Para tratar da valorização de povos indígenas e quilombolas, reconhecendo-os a partir de seu lugar histórico, e legitimando a demarcação de seus territórios como legados culturais da História da Bahia e do Brasil, podem ser feitas ações conjuntas com a Fundação Cultural Palmares (FCP) – instituição pública, vinculada ao Ministério da Cultura, que tem por finalidade a promoção e a preservação da Cultura Afro Brasileira, e que atua também no sentido de fortalecer as ações de demarcação de territórios tradicionais, a exemplo de áreas reconhecidas como remanescentes de Quilombos.

Diante de tudo o que foi apresentado, cabe-nos pensar que o lugar da Psicologia, no sentido de suas práticas, deve circundar seguramente o lugar de um posicionamento político. Logo, lutas como a realizada pelo Conselho Regional de Psicologia da Bahia, em 2013, que emitiu apoio aberto à comunidade do Quilombo Rio dos Macacos – comunidade próxima a Salvador/BA, que estava sofrendo ações coercitivas da Marinha de Guerra do Brasil para a desocupação do espaço, com fins de uso militar – devem servir como protótipos de boas práticas à categoria, exatamente pelo reconhecimento de que a atuação em Questões de Terra, frente à realidade do Brasil, nos convida a uma caminhada que transita entre o profissional e o político, bem como entre o que está institucionalizado e o que precisa ainda ser criado, inventado.

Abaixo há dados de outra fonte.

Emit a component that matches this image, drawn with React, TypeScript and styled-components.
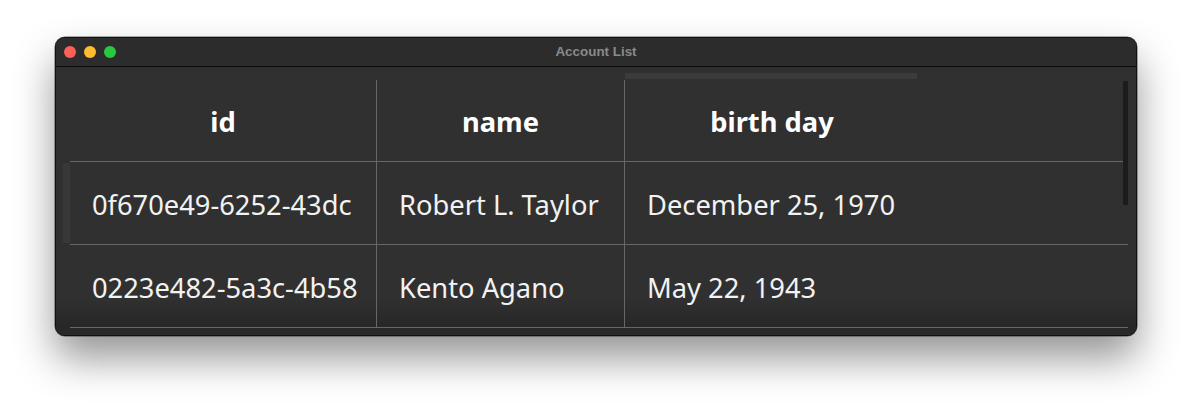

Por fim, cabe dizer que ainda se faz fundamental pensar outros dispositivos que direcionem sua atuação especificamente para situações onde a intervenção, profissional e do Estado, ainda se dá de forma incipiente – a exemplo de contextos de violência e morte no campo. Para tal, de forma que a(o) psicóloga(o) possa estar imersa(o) neste trabalho com um olhar diferenciado, é básico que essas discussões sejam iniciadas na esfera das graduações, de modo que possamos construir uma Psicologia que, para além de estar constantemente com seus olhos voltados para os contextos da vida citadina, possa também olhar, “cara a cara”, as problemáticas e os sofrimentos que os homens e mulheres da zona rural brasileira enfrentam dia após dia, ao longo de toda a nossa História.